Chicago (IL) Press and Tribune, “Republicanism in Virginia,” June 7, 1859

Source citation
“Republicanism in Virginia,” Chicago (IL) Press and Tribune, June 7, 1859, p. 2: 3.
Original source
New York Evening Post
Newspaper: Publication
Chicago Press and Tribune
Newspaper: Headline
Republicanism in Virginia
Newspaper: Page(s)
2
Newspaper: Column
3
Type
Newspaper
Date Certainty
Exact
Transcriber
Don Sailer, Dickinson College
Transcription date
The following text is presented here in complete form, as it originally appeared in print. Spelling and typographical errors have been preserved as in the original.

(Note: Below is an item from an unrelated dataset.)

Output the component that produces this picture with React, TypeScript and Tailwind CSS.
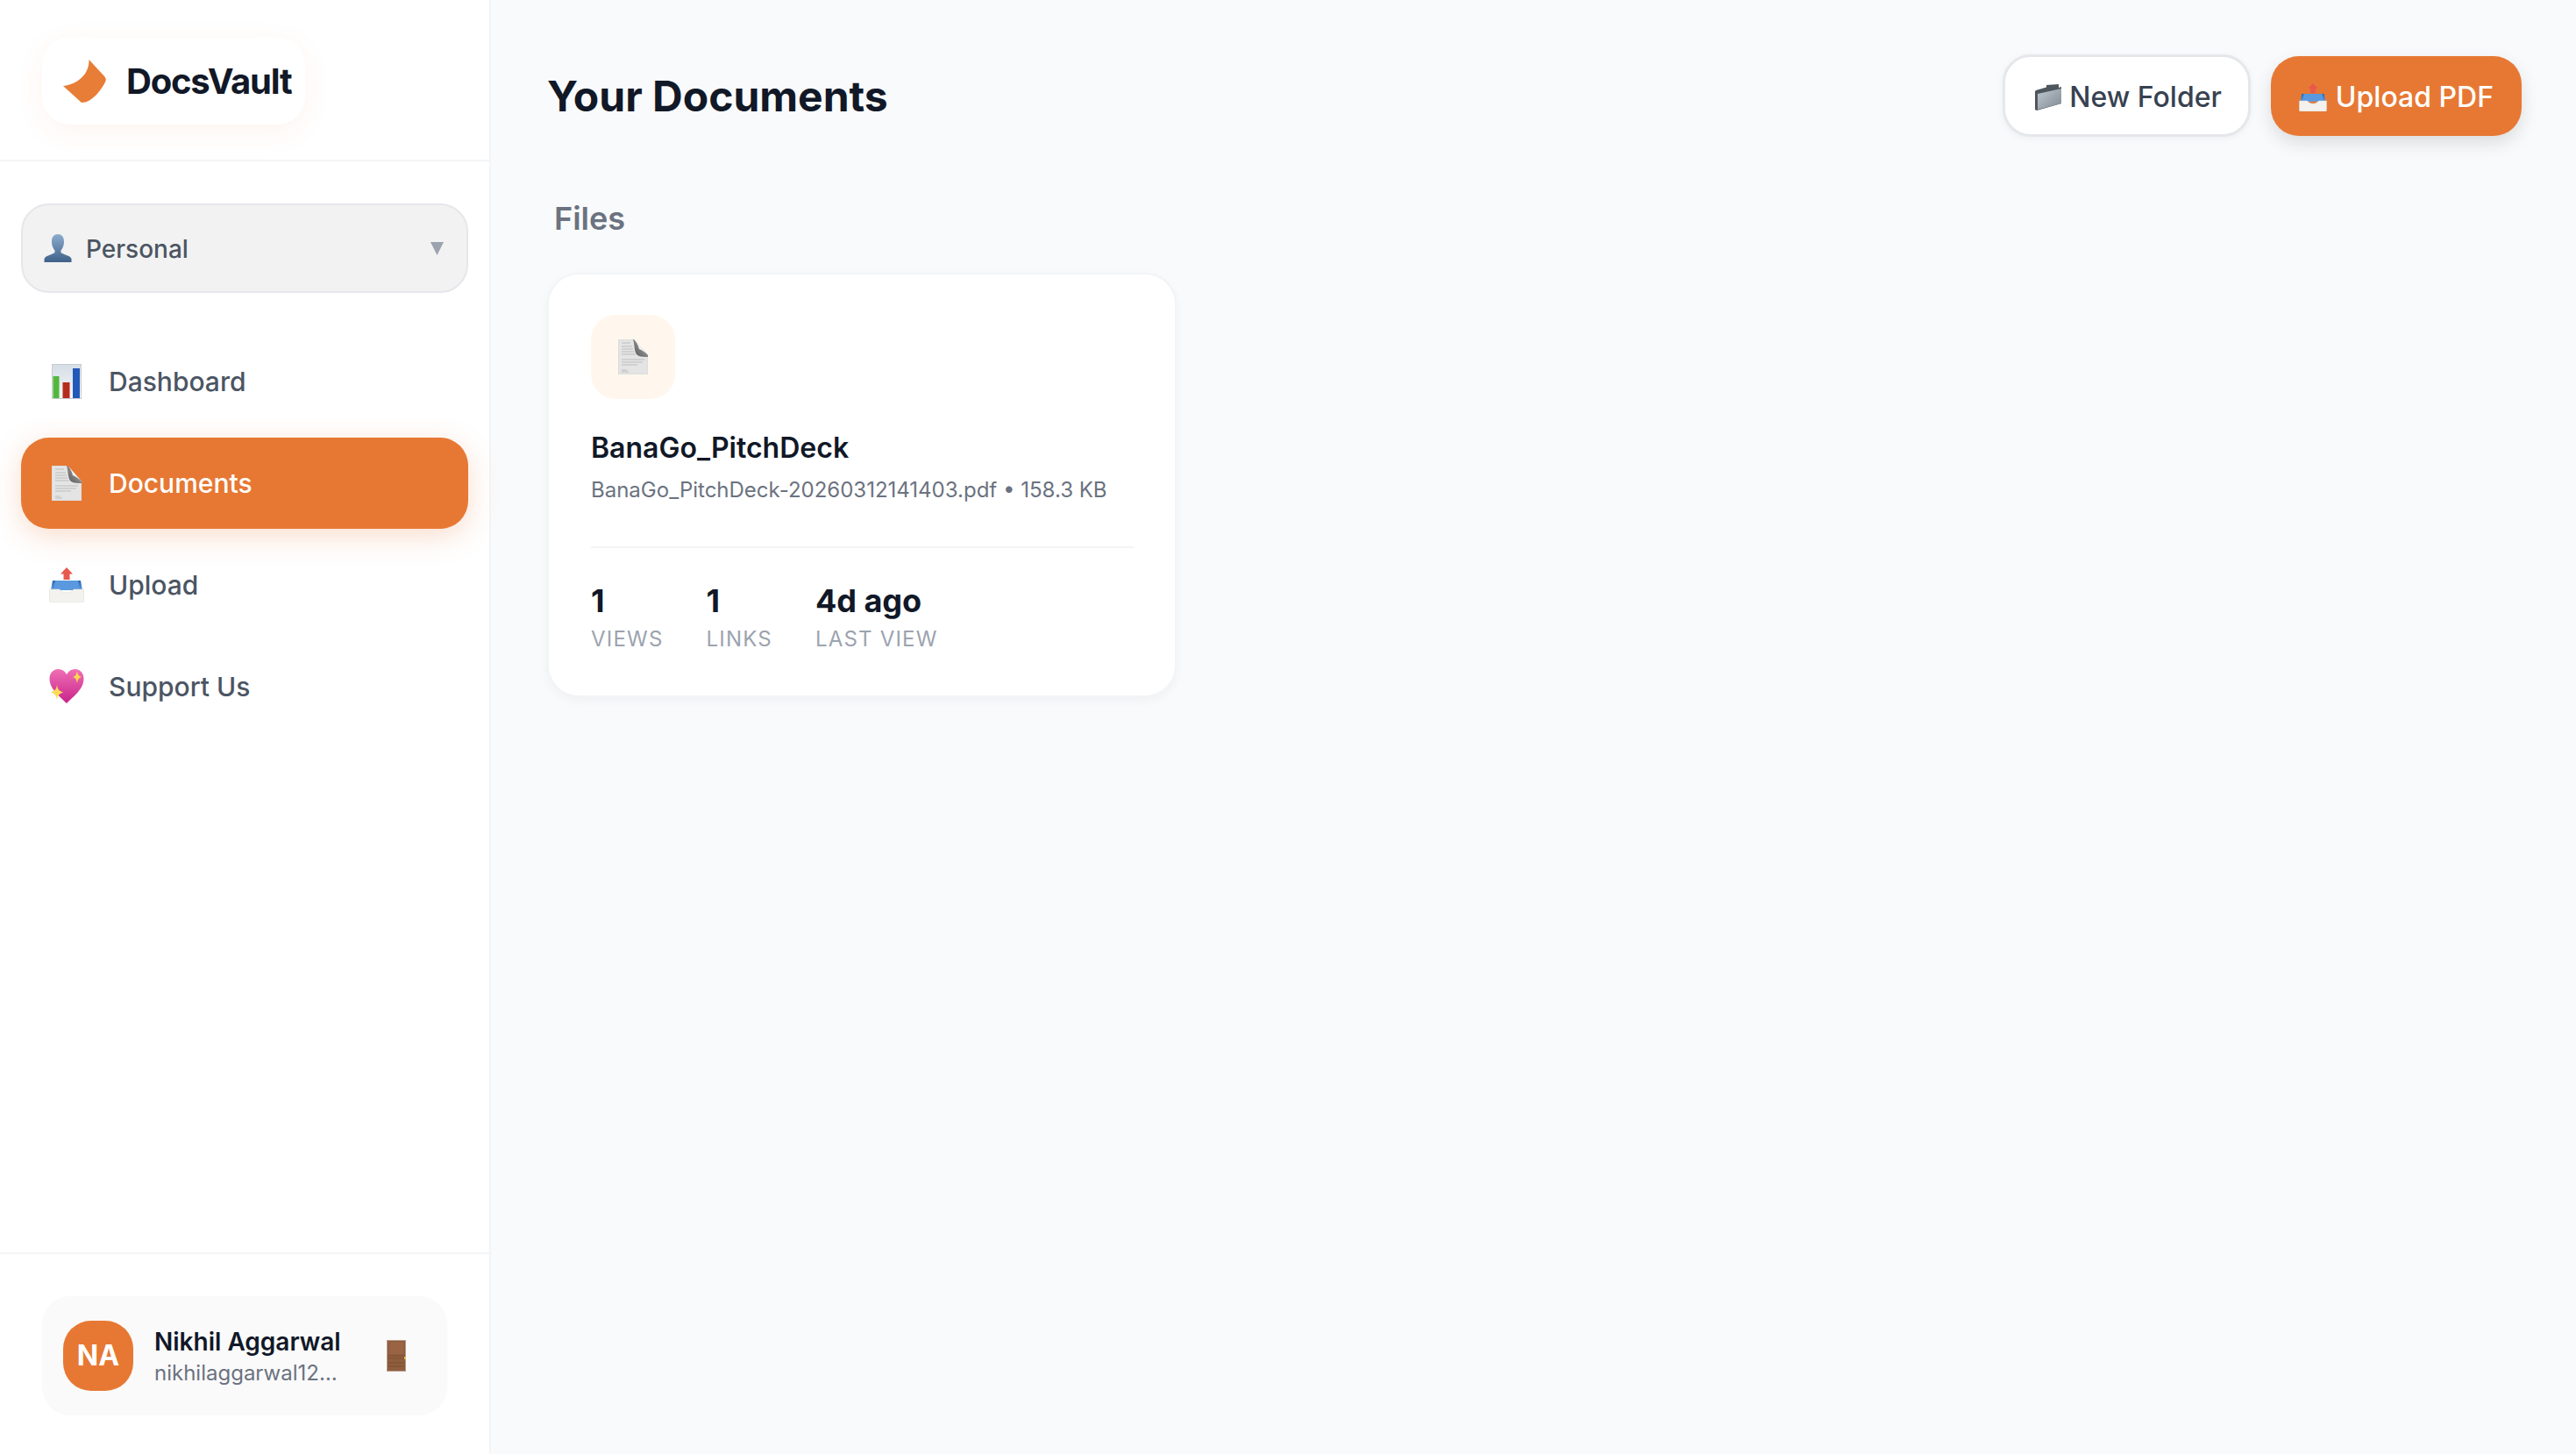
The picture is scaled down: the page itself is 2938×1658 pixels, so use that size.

Republicanism in Virginia.

The Washington correspondent of the N. Y. Evening Post says:

“It may seem somewhat singular with you, but I believe the Republicans in Virginia hold the balance of power between the two great parties to day. This is the opinion of a shrewd Virginian politician. There are thousands of Northern freemen already in Virginia. In a town not a dozen miles from Washington there are over fifty voters who come from the North, and are Republicans in sentiment. They proposed a month ago voting for Goggin, but his abuse of the Republicans lately disgusted them, and they agreed in a body to stay from the polls. By another gubernatorial election in Virginia the Republicans in the State will make themselves tell as a power.”

In the city of Wheeling alone there were four hundred Republicans who [staid?] away from the polls; and in Western Virginia enough to have given Goggin the majority for which he fought so hard; but their self-respect and sense of decency forbade their voting at all. Had he been less extreme on the slavery question, he would be Governor elect, to-day.